5, I use lines and lozenge shapes to finish this stage of the fingers. I always find leaving the little finger to the last helps me. The others are fairly similar in terms of thickness. I use the curving line to join the hand to its wrist. You'll note the wrist is a tubular shape made up of two lines and a slightly curved line.

6, I feel I have enough help here to aid me in my drawing. Now I refer to my reference (in my case I am holding my left hand to the mirror to make a right hand) and place another sheet of paper over my shapes and then do a slow line drawing. Don't worry if you take several attempts and need to draw and redraw. There's no hurry. This is reproduced much darker than in reality.

Adding Tone

1, Now I add tone. Do this slowly with a 4B pencil. Use the side of the pencil and add stroke after stroke. Here I add more pencil to the darkest areas. Even the lightest parts are covered with tone albeit very light.

2, I blend the pencil at this point using a small chamois leather and cotton buds where the leather can't go. This is a gentle process. Once I have a smooth surface with little sign of individual pencil marks I switch to a 6B pencil. I have deliberately worn down the tip to a chisel shape by scrubbing it against paper.

3, I add details. Fingernails where visible, deeper shadowed areas such as the heavier creases. The wrinkles on my palm and all the furrowed skin. It looks detailed but is it really so detailed?

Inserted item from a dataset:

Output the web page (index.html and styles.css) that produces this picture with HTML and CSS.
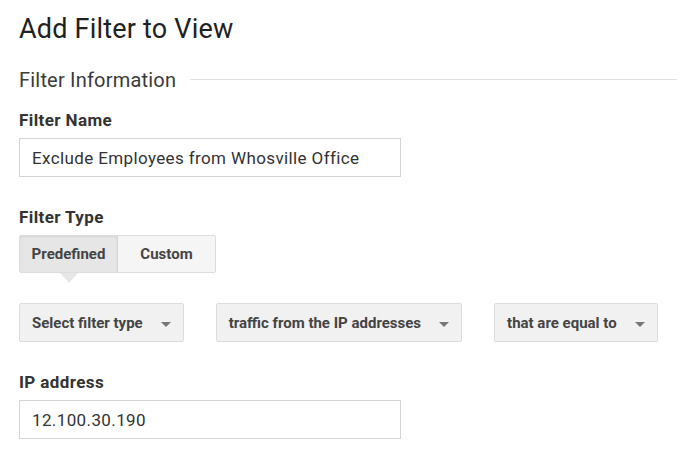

Look at these close ups and judge for yourself. Look at how I create texture with the chiselled edge of the pencil. The shape of the pencil does most of the work for me. All you need to do is observe your reference closely.

See the nails? They are simply areas of tone lined up where our initial line drawing guided us.

The creases at the bottom of the palm are dashes and shapes and you can see where I have stippled areas.

The key here is patience, observation and a gentle touch with your pencils. I love scribbled sketches but have to change gears when adding tone. If you can draw in quiet moments and really lose yourself in the drawing you'll find yourself improving quickly.

Use your own hands or ask relatives and friends to pose. Take photographs if you like to see details like wrinkles and folds at your leisure.